Band uniforms. Administrative costs. New textbooks.
Fine distinctions separate trimmable costs from expenses essential to classroom instruction, but members of Nashville’s Board of Education began the hard work of considering specific cutbacks Monday.
With the district facing an $11.1 million revenue shortfall for this current school year, board members and district officials are working to create a plan — fast — to trim expenses before the school year proceeds much further. The district has already enacted a hiring freeze affecting all but absolutely essential positions, like teachers and principals.
On Wednesday, Metro Nashville Public Schools leaders will present to the board a December budget amendment, providing more information about expenditures and revenues to date. Chris Henson, the district’s interim director and financial chief, said that the budget document represents estimates. Numbers in the budget become set in stone once money is appropriated.
Henson said there will be “a number of” changes between the budget and appropriated dollars, due to the significant number of changes that have occurred this school year. These differences will be reflected in the amendment, as will the most current tax revenue figures for public schools.
“We’ll just see what the board ends up wanting to do, once we have more current numbers,” Henson said Monday.

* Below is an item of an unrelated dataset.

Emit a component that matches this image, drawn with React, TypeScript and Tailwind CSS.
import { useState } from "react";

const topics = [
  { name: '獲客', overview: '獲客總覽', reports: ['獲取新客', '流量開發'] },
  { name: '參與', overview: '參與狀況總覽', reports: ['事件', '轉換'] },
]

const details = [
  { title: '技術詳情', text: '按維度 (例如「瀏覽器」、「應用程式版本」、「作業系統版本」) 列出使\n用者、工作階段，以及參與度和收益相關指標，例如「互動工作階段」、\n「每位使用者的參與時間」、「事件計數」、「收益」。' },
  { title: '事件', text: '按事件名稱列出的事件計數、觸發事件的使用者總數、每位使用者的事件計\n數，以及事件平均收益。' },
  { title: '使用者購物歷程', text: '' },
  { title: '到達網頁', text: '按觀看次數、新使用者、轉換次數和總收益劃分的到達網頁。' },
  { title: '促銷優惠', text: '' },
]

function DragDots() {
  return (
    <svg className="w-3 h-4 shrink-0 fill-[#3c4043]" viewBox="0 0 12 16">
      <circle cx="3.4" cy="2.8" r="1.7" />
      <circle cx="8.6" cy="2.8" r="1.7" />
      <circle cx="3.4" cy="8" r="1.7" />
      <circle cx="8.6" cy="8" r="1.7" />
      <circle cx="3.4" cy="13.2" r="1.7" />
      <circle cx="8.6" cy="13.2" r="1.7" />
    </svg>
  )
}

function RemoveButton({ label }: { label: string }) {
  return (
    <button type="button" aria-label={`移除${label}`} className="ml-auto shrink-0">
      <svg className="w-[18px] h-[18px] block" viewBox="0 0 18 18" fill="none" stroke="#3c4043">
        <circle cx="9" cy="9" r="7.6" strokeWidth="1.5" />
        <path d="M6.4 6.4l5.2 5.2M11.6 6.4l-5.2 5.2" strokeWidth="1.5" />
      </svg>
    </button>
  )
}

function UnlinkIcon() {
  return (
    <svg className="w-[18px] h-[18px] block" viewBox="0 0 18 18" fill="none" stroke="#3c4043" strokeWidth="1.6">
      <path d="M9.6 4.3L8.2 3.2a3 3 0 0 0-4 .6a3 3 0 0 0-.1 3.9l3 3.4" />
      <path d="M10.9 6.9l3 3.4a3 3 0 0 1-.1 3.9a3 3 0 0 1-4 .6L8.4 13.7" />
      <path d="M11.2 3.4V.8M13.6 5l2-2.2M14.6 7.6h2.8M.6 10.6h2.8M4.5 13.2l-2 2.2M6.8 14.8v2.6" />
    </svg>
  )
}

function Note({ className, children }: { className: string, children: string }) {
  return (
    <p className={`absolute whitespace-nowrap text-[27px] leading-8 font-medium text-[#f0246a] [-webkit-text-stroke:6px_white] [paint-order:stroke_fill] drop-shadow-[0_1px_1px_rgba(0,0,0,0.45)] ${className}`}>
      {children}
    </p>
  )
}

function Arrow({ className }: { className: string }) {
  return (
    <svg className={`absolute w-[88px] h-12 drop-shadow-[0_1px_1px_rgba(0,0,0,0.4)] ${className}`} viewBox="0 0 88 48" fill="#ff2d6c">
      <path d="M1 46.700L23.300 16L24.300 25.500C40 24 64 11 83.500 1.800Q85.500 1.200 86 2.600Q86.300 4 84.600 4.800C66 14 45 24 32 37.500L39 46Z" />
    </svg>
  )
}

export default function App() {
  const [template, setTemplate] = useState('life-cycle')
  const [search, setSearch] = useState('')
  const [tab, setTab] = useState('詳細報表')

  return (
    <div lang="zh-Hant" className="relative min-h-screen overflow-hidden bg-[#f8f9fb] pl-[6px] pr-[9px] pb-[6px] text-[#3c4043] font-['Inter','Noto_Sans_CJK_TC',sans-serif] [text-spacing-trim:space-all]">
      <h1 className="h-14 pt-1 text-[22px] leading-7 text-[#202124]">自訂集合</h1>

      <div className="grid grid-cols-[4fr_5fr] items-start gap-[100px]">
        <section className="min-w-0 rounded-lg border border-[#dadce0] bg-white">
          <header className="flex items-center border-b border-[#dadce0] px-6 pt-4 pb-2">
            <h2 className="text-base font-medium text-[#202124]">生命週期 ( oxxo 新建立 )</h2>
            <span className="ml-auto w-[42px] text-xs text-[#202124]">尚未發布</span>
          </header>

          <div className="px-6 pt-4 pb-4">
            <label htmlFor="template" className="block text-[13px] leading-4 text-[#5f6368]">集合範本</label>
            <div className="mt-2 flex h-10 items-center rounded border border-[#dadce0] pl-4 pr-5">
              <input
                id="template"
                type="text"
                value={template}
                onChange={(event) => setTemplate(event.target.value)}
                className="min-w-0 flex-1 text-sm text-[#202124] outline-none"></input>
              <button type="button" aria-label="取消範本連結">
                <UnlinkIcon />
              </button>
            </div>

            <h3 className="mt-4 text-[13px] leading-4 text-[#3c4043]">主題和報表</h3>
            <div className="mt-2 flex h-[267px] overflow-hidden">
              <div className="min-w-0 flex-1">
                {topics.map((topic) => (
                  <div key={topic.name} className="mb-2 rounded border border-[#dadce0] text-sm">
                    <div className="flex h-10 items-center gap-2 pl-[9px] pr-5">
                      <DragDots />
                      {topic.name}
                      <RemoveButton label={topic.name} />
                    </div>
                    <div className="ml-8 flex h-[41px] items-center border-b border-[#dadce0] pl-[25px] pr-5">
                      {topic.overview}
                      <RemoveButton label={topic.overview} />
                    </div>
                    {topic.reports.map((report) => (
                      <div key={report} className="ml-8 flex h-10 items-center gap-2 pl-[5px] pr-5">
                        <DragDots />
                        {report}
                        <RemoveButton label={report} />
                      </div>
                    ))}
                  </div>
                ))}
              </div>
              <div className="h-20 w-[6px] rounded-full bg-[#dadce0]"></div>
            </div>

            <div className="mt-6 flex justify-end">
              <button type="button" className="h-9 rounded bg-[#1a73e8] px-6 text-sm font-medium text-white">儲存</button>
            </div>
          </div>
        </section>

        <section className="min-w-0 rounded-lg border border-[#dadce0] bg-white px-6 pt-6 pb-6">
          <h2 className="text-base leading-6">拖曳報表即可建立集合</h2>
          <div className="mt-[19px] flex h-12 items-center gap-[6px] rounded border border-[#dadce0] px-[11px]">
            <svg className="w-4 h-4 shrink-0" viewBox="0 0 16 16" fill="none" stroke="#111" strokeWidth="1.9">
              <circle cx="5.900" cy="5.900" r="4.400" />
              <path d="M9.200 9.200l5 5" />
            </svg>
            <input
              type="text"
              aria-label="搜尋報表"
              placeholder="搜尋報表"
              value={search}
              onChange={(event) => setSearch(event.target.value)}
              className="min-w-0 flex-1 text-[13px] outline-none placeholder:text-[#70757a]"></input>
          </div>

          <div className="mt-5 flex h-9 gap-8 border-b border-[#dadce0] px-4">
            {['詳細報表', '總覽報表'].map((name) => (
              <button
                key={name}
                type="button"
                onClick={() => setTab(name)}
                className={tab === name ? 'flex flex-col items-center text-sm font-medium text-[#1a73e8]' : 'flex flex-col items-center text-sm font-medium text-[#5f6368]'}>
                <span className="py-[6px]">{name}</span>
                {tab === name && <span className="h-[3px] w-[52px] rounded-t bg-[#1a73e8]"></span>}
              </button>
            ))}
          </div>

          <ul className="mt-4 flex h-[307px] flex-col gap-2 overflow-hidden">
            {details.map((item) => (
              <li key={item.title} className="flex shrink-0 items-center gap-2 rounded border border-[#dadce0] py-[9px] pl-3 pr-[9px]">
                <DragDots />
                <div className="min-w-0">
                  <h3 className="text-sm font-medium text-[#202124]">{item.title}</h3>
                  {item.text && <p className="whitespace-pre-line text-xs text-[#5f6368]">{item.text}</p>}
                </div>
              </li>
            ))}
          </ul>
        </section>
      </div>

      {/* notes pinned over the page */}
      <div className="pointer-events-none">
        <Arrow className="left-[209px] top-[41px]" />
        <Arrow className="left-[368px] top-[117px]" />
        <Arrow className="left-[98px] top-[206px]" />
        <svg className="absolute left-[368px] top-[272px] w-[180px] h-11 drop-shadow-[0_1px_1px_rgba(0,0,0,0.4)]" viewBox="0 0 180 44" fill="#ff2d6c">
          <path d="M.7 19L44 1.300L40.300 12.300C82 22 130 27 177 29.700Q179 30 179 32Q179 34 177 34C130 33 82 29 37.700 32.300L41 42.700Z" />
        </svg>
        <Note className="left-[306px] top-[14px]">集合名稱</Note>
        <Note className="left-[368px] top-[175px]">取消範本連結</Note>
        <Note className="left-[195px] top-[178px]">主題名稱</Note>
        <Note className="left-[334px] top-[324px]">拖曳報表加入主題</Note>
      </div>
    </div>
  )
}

The trouble for the district is that sales tax revenues are coming in below projections. So far this school year, the difference is about $3 million. That’s only a drop in the bucket of the district’s total $627 million operating budget, and sales tax revenues are not the only sources of income for MNPS. But the trouble may continue to grow, as the economy shows few signs of turning a corner soon, even with the Christmas retail season beginning.
About $19 million in funding for the current school year was pulled from the district’s reserve funds. While officials have stated the concerns associated with using non-recurring funds to finance expenses that come up every year, the district does have a reserve fund surplus.

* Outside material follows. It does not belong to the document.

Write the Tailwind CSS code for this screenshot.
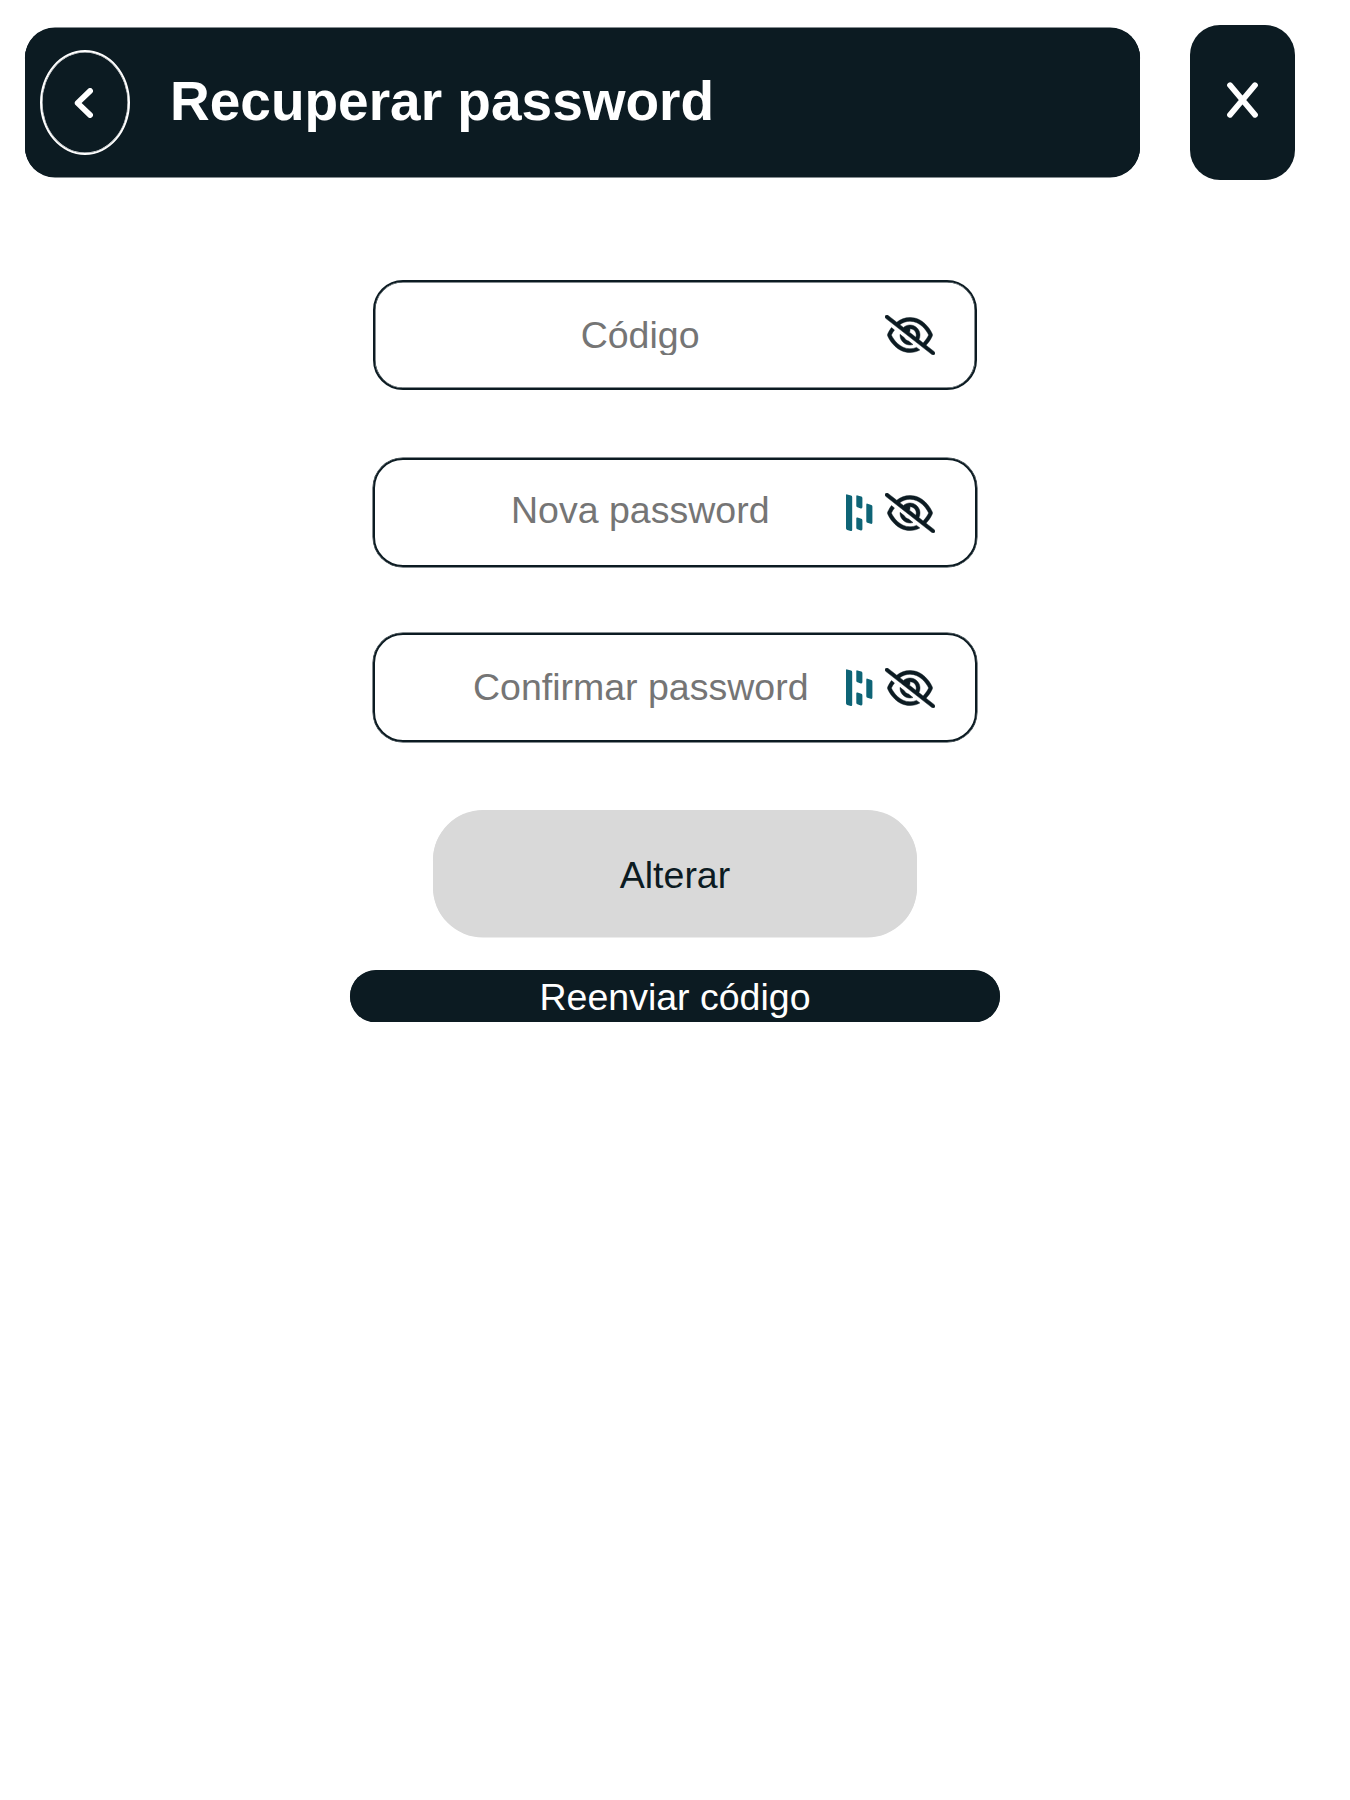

Currently, MNPS has $52 million in undesignated reserve funds. Metro’s Finance Department has a policy specifying that 5 percent of a department’s total budget should be maintained in reserves. MNPS’s reserve balance is still well above those requirements — 5 percent of the district’s operating budget would represent about $30 million.
Last week, board members considered whether the district might tap further into reserve funds to entirely make up for revenue shortfalls, or whether it might be necessary to cut staff, pay or other costs.
Board members proposed specific budget line items for cost-cutting at a meeting Monday. Everything discussed represented an idea, and not a decision or even necessarily a proposal. Administrators will consider, in the coming weeks, specific savings that might be realized by the suggestions.
Board member Gracie Porter asked whether expenses might be trimmed on band uniforms, and whether the district might be able to do without brand-new textbooks next year. Porter also brought up the matter of a more than $5 million internal service fee charged by Metro government.
While many internal service fees were eliminated in the last budget cycle, some remain, including many related to technology. The bulk of MNPS’s technology internal service fee pays for major software applications that manage district accounting, human resources and inventory, according to Lance Lott, chief technology officer for the district. These are services MNPS “outsources” to Metro, Lott said.
“They’re calculated based on actual services the government provides,” Lott said.
Board member Karen Johnson asked school district administrators to consider a 3 percent reduction in central office costs, as opposed to making any cuts whatsoever at the individual school level. She asked MNPS to look in to trimming 120-day contract workers — central office employees who came out of retirement to serve the district on a contract basis, Johnson said — and to possibly consolidate summer school staff and services to fewer facilities. She also asked the district about the possibility of buyouts for qualifying staff members.
Questions of central office efficiency were also raised by newly elected board member Alan Coverstone, who noted that several different entities are currently “calling the shots” at Metro Schools and asked whether the situation might be costing the district money.
“Maybe we need a plan from the Mayor’s Office. Maybe we need a plan from the state,” Coverstone said. “Are we operating at peak efficiency under the circumstances?”
Board member Mark North inquired into the contract the district currently has with Alignment Nashville, an organization founded by the Nashville Area Chamber of Commerce that currently falls under the umbrella of the Mayor’s Office. North also highlighted several areas of high staff increases for the current school year.
Steve Glover, finance chair for the board, asked the administration to consider a number of line-item reductions, including campus supervisors and elementary school reading specialists.
Glover asked the administration to consider these ideas by Dec. 15, and told board members that he believes some cost-cutting actions should take place at or before that time. In the meantime, the budget meeting Wednesday should provide more specific information for decision-making, Glover said.
“I think we’re going to have a much clearer meaning as to the scope of things,” Glover said.
The meeting is slated to begin at 5 p.m. Wednesday, at MNPS’s 2601 Bransford Ave. central offices.